Katz's latest tantrum involves the status of women in Washington University physics department. To Katz, a tenured professor since 1976, the fact that his department includes exactly zero women with tenure or tenure-track professorships is hardly a cause for concern, and certainly not a reflection of intentional discrimination. Instead, as he wrote in an April 3 op-ed published in the student newspaper Student Life, Katz suggests that the absence of women in physics is simply unexplainable and should be accepted as a basic fact of nature.

As proof, Katz argued that his wife faced no discrimination during her time in the Washington University physics department. (She also published her own op-ed stating the same point.) Katz concluded his piece by suggesting that women themselves are to blame for the imbalance, because women are "on average, less interested in or less talented in physics than men."

(For the record, Katz's flippant suggestion is flat-out-wrong. And if he tried to understand the position of actual female scientists working in the field — or at least spoke to a female scientist or two who are not also currently married to him —  he might gain some greater insight.)

Enter Jen McLish. The Student Life opinions writer and Wash U freshman fired back at Katz last week with force.

McLish's April 13 column, "The case of the missing women: A physics department mystery," is worth reading in full — not only for its well-reasoned deconstruction of Katz's theories, but also because McLish dispenses with any lip service to academic respect in favor of cutting Katz down to size.

And the burns! By Newton's beard, the burns McLish unleashes! Here's how she concludes her opening paragraph.
According to Professor Katz, we may never know why there are so few women in the physics department. It’s one of life’s great unanswerable questions, like “what is the meaning of life?” and “how does Professor Katz still have a job?”

And it gets better from there: McLish saves her best jab for the very last sentence.

In the column, McLish notes that while some women in physics do feel valued and supported, the experience of one woman — Katz's wife — is hardly an argument that can stand on its own. When it comes to what has traditionally been considered the "hard sciences," or what's now referred to as STEM (science, technology, engineering and mathematics), it is not enough for institutions to throw up their hands at the status quo, or to beg innocence in the face of inequality. McLish writes:
If we want more women in STEM fields now, simply refraining from openly discouraging girls from pursuing math and science won’t be enough. Society already quietly discourages them from doing so. We have to actively encourage girls to go into STEM and give them the kind of support that their male peers receive every time they see an all-male engineering team or take a classes taught by only male professors. We need female professors because the reason there are few female physicists now is that there were fewer female physicists a generation ago. 

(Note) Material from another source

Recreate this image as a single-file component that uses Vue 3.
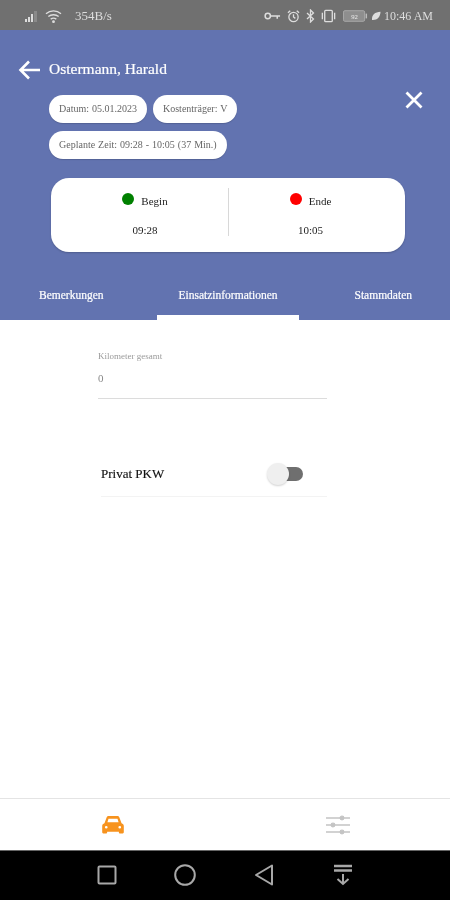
<script setup>
const chips = ['Datum: 05.01.2023', 'Kostenträger: V', 'Geplante Zeit: 09:28 - 10:05 (37 Min.)']
const times = [
  { label: 'Begin', time: '09:28', color: '#008000' },
  { label: 'Ende', time: '10:05', color: '#ff0000' }
]
</script>

<template>
  <div class="page">
    <div class="status">
      <div class="status-left">
        <svg class="signal" width="16" height="14" viewBox="0 0 16 14">
          <rect x="0" y="10" width="2" height="3" fill="#ddd" />
          <rect x="3" y="8" width="2" height="5" fill="#ddd" />
          <rect x="6" y="5" width="2" height="8" fill="#ddd" />
          <rect x="9" y="2" width="3" height="11" fill="#8a8a8a" />
        </svg>
        <svg class="wifi" width="17" height="15" viewBox="0 0 18 16" fill="none" stroke="#ddd" stroke-width="1.4">
          <path d="M1 5 C5.500 1 12.500 1 17 5" />
          <path d="M3.500 8 C6.500 5.500 11.500 5.500 14.500 8" />
          <path d="M6 10.800 C8 9.400 10 9.400 12 10.800" />
          <circle cx="9" cy="13.500" r="0.8" fill="#ddd" />
        </svg>
        <span class="speed">354B/s</span>
      </div>
      <div class="status-right">
        <svg width="17" height="10" viewBox="0 0 18 10" fill="none" stroke="#ddd" stroke-width="1.6">
          <circle cx="4" cy="5" r="2.800" />
          <path d="M7 5 H17 M14 5 V8" />
        </svg>
        <svg class="gap6" width="13" height="15" viewBox="0 0 14 15" fill="none" stroke="#ddd" stroke-width="1.4">
          <circle cx="7" cy="8" r="5" />
          <path d="M7 5 V8 L9 9.500 M1 3.500 L3.500 1.200 M13 3.500 L10.500 1.200" />
        </svg>
        <svg class="gap6" width="9" height="14" viewBox="0 0 9 14" fill="none" stroke="#ddd" stroke-width="1.3">
          <path d="M1 4 L7.500 10 L4.500 13 V1 L7.500 4 L1 10" />
        </svg>
        <svg class="gap5" width="17" height="14" viewBox="0 0 18 14" fill="none" stroke="#ddd" stroke-width="1.4">
          <rect x="5" y="1" width="8" height="12" rx="1" />
          <path d="M2.500 3.500 V10.500 M15.500 3.500 V10.500" />
        </svg>
        <svg class="gap6" width="25" height="12" viewBox="0 0 26 12">
          <rect x="0.500" y="0.500" width="22" height="11" rx="1.500" fill="#8e8e8e" stroke="#aaa" />
          <rect x="23.500" y="3.500" width="1.500" height="5" fill="#bbb" />
          <text x="12" y="9" class="battery-text">92</text>
        </svg>
        <svg class="gap3" width="10" height="10" viewBox="0 0 10 10">
          <path d="M1 9 C0.500 4 4 1 9.500 0.800 C9.500 6 6 9.500 1 9 Z" fill="#ddd" />
        </svg>
        <span class="clock">10:46 AM</span>
      </div>
    </div>

    <header class="header">
      <div class="top">
        <svg class="back" width="22" height="20" viewBox="0 0 22 20" fill="none" stroke="#fff" stroke-width="2.600">
          <path d="M22 10 H3 M11 1.500 L2.500 10 L11 18.500" />
        </svg>
        <h1 class="name">Ostermann, Harald</h1>
        <div class="chips">
          <span v-for="chip in chips" :key="chip" class="chip">{{ chip }}</span>
        </div>
        <svg class="close" width="18" height="18" viewBox="0 0 18 18" stroke="#fff" stroke-width="2.800">
          <path d="M1.500 1.500 L16.500 16.500 M16.500 1.500 L1.500 16.500" />
        </svg>
      </div>

      <div class="card">
        <div v-for="t in times" :key="t.label" class="card-col">
          <div class="card-label">
            <span class="dot" :style="{ background: t.color }"></span>
            <span>{{ t.label }}</span>
          </div>
          <div class="card-time">{{ t.time }}</div>
        </div>
      </div>

      <nav class="tabs">
        <div class="tab tab-first">Bemerkungen</div>
        <div class="tab tab-active">Einsatzinformationen</div>
        <div class="tab tab-last">Stammdaten</div>
      </nav>
    </header>

    <main class="main">
      <div class="field">
        <div class="field-label">Kilometer gesamt</div>
        <div class="field-value">0</div>
      </div>
      <div class="toggle-row">
        <span>Privat PKW</span>
        <div class="switch"><span class="thumb"></span></div>
      </div>
    </main>

    <div class="bottom">
      <svg width="22" height="18" viewBox="0 0 24 20">
        <path fill="#f7931e" fill-rule="evenodd" d="M5 1.500 C5.400 0.600 6.200 0 7.200 0 H16.800 C17.800 0 18.600 0.600 19 1.500 L21.500 8 C23 8.500 24 9.500 24 11 V18 C24 19 23 19.500 22 19.500 H20 C19 19.500 18.500 19 18.500 18 V17.500 H5.500 V18 C5.500 19 5 19.500 4 19.500 H2 C1 19.500 0 19 0 18 V11 C0 9.500 1 8.500 2.500 8 Z M7 3 L5.800 7 H18.200 L17 3 Z M4.500 11 A1.500 1.500 0 1 0 4.500 14 A1.500 1.500 0 1 0 4.500 11 Z M19.500 11 A1.500 1.500 0 1 0 19.500 14 A1.500 1.500 0 1 0 19.500 11 Z" />
      </svg>
      <svg width="24" height="20" viewBox="0 0 24 20" stroke="#c4c4c4" stroke-width="1.300" fill="#c4c4c4">
        <path d="M0 3 H24 M0 10 H24 M0 17 H24" />
        <circle cx="16" cy="3" r="1.800" />
        <circle cx="7" cy="10" r="1.800" />
        <circle cx="16" cy="17" r="1.800" />
      </svg>
    </div>

    <div class="sysnav">
      <svg width="20" height="20" viewBox="0 0 20 20" fill="none" stroke="#a8a8a8" stroke-width="2">
        <rect x="1.500" y="1.500" width="17" height="17" rx="1" />
      </svg>
      <svg width="22" height="22" viewBox="0 0 22 22" fill="none" stroke="#a8a8a8" stroke-width="2">
        <circle cx="11" cy="11" r="9.800" />
      </svg>
      <svg width="20" height="22" viewBox="0 0 20 22" fill="none" stroke="#a8a8a8" stroke-width="2" stroke-linejoin="round">
        <path d="M18 1.500 V20.500 L2 11 Z" />
      </svg>
      <svg width="18" height="22" viewBox="0 0 18 22" fill="none" stroke="#a8a8a8" stroke-width="2">
        <path d="M0 2 H18 M0 6.500 H18" stroke-width="2.400" />
        <path d="M9 10 V20 M3.500 15 L9 20 L14.500 15" />
      </svg>
    </div>
  </div>
</template>

<style scoped>
.page {
  width: 450px;
  height: 900px;
  display: flex;
  flex-direction: column;
  overflow: hidden;
  background: #fff;
  font-family: "Liberation Serif", "DejaVu Serif", serif;
  filter: blur(0.6px);
}
.status {
  height: 30px;
  flex: none;
  background: #707070;
  color: #ddd;
  display: flex;
  align-items: center;
  justify-content: space-between;
  padding: 2px 17px 0 25px;
  box-sizing: border-box;
}
.status-left, .status-right {
  display: flex;
  align-items: center;
}
.signal { margin-right: 4px; }
.wifi { margin-right: 13px; }
.speed { font-size: 13px; line-height: 14px; }
.gap6 { margin-left: 6px; }
.gap5 { margin-left: 5px; }
.gap3 { margin-left: 3px; }
.battery-text { font-size: 7px; fill: #eee; text-anchor: middle; }
.clock { font-size: 12px; margin-left: 3px; }
.header {
  height: 290px;
  flex: none;
  background: #6273b0;
  display: flex;
  flex-direction: column;
}
.top {
  display: grid;
  grid-template-columns: 49px 1fr 45px;
  margin-top: 28px;
  align-items: start;
}
.back { margin: 2px 0 0 18px; }
.name {
  margin: 0;
  font-size: 15.500px;
  line-height: 22px;
  font-weight: 400;
  color: #fff;
  grid-column: 2 / 4;
  -webkit-text-stroke: 0.2px #fff;
}
.chips {
  grid-column: 2;
  margin-top: 15px;
  width: 200px;
  display: flex;
  flex-wrap: wrap;
  gap: 8px 6px;
}
.chip {
  height: 28px;
  line-height: 27px;
  padding: 0 10px;
  background: #fff;
  border-radius: 14px;
  font-size: 10px;
  word-spacing: 0.5px;
  color: #666;
  white-space: nowrap;
  box-shadow: 0 1px 1px rgba(0, 0, 0, 0.15);
}
.close { margin-top: 11px; grid-column: 3; grid-row: 2; }
.card {
  width: 354px;
  height: 74px;
  margin: 19px 0 0 51px;
  background: #fff;
  border-radius: 18px;
  display: flex;
  align-items: center;
  padding: 10px 0 16px;
  box-sizing: border-box;
  box-shadow: 0 1px 2px rgba(0, 0, 0, 0.2);
}
.card-col {
  height: 48px;
  display: flex;
  flex-direction: column;
  align-items: center;
  justify-content: space-between;
  font-size: 11px;
  color: #222;
  padding-top: 7px;
  box-sizing: border-box;
}
.card-col:first-child { flex: none; width: 178px; border-right: 1px solid #d8d8d8; padding-left: 11px; }
.card-col:last-child { flex: 1; padding-right: 13px; }
.card-label { display: flex; align-items: center; gap: 7px; }
.dot { width: 12px; height: 12px; border-radius: 50%; margin-top: -4px; }
.card-time { line-height: 12px; }
.tabs {
  margin-top: auto;
  height: 45px;
  display: flex;
  color: #fff;
  font-size: 11.500px;
  line-height: 40px;
  -webkit-text-stroke: 0.2px #fff;
}
.tab-first { width: 157px; padding-left: 39px; box-sizing: border-box; }
.tab-active {
  width: 142px;
  text-align: center;
  box-sizing: border-box;
  border-bottom: 5px solid #fff;
}
.tab-last { margin-left: auto; padding-right: 38px; }
.main { flex: 1; display: flex; flex-direction: column; }
.field {
  margin: 31px 0 0 98px;
  width: 229px;
  height: 47px;
  border-bottom: 1px solid #dcdcdc;
  color: #9a9a9a;
}
.field-label { font-size: 9px; line-height: 11px; }
.field-value { font-size: 11px; margin-top: 10px; color: #888; }
.toggle-row {
  margin: 52px 0 0 101px;
  width: 226px;
  height: 45px;
  display: flex;
  align-items: center;
  font-size: 13px;
  color: #111;
  border-bottom: 1px solid #f3f3f3;
  -webkit-text-stroke: 0.15px #111;
}
.switch {
  position: relative;
  width: 24px;
  height: 14px;
  margin-left: auto;
  margin-right: 24px;
  border-radius: 7px;
  background: #6f6f6f;
}
.thumb {
  position: absolute;
  left: -12px;
  top: -4px;
  width: 22px;
  height: 22px;
  border-radius: 50%;
  background: #efefef;
  box-shadow: 0 1px 2px rgba(0, 0, 0, 0.18);
}
.bottom {
  height: 52px;
  flex: none;
  box-sizing: border-box;
  background: #fff;
  border-top: 1px solid #e4e4e4;
  display: grid;
  grid-template-columns: 225px 225px;
  justify-items: center;
  align-items: center;
}
.sysnav {
  height: 50px;
  flex: none;
  background: #000;
  border-top: 1px solid #666;
  box-sizing: border-box;
  display: flex;
  align-items: center;
  padding: 0 0 2px 97px;
}
.sysnav svg:nth-child(2) { margin-left: 57px; }
.sysnav svg:nth-child(3) { margin-left: 58px; }
.sysnav svg:nth-child(4) { margin-left: 60px; }
</style>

In an interview with Riverfront Times, McLish explains that she wanted to offer a perspective to counter the empty points Katz was trying to present as common sense.

"I wanted people to know that his opinion wasn’t secretly what everyone was thinking. It's not reflective of the whole school," she says. "There are always going to be Katzes in the world. It’s incredibly frustrating and rage-inducing when they speak up about their ignorant beliefs. The important thing is to focus on the big picture."

She adds, "I was disappointed by Katz, but I’m more disappointed by the lack of response from the rest of physics department."

As McLish notes, the university's own physics students have been raising the alarm for months about their department's persistent gender imbalance, and those criticisms have been well-documented by Student Life reporters.

But some worry that the controversy surrounding Katz is giving Washington University a bad reputation. Last year, the department reportedly made three job offers to women, but none took the positions.

Some students and faculty worry that the publicity of the department's gender diversity struggles could be creating its own feedback loop, making the school appear uninviting to women scientists and potentially driving away prospective hires.

That possibility is doubly frustrating for those who trying to improve the department.

"Personally I feel my department is very welcoming and does not condone these types of actions," says Siera Stoen, a first-year physics graduate student. She wishes Katz could see that pursuing diversity isn't a liberal conspiracy to weaken the physics department. "There comes a time when you look at the department and think ‘How can I make this department better?' That’s not discriminating, that’s the reverse."  

And while Katz gets by with sticking to science in the classroom, he's making things worse for the department by insisting the women-free status quo should remain unchallenged.

Stoen concedes that Katz is a "brilliant physicist," but he doesn't know what it's like have a professor tell him (as one once told Stoen) that he should give up on physics and take up stripping.

"It's frustrating because we get dubbed this horrible, non-inclusive environment when we are making further strides, and then we’re weighed down by everyone seeing Dr. Katz's actions as representative of our department," she says. "Any scientist will create a theory to try and explain a phenomenon, but the fact is, when it gets disproved, you have to accept it. I think where Dr. Katz is going wrong is that he’s not accepting anything but his own viewpoint."

For his part, Katz doesn't appear ready to broaden his viewpoint. Earlier this week, Student Life published his rebuttal to McLish, in which the professor doubled down on his sexism, writing, "There is no basis for rejecting the hypothesis that men’s and women’s minds, as well as their personalities, are intrinsically different."

But Katz has already proven himself obtuse beyond all reasonable measure. He doesn't see what's is front of his own eyes, let alone the experiences of others. When Katz's own son came out as gay, the father and professor did not reconsider his personal stance as a proud homophobe. Instead, in his son's own words, Katz told him to "deny who I am rather than to engage in an act so abhorrent as to love another man."

Maybe Katz's problem isn't simply his tendency to share wild conjecture on subjects he knows little about. Maybe he simply lacks a sense of human decency. If that's the case, it would be the latter failing that's most damaging.

That's not a conclusion based on peer-reviewed scientific studies, but that shouldn't bother Katz. He's already quite familiar with the evidence.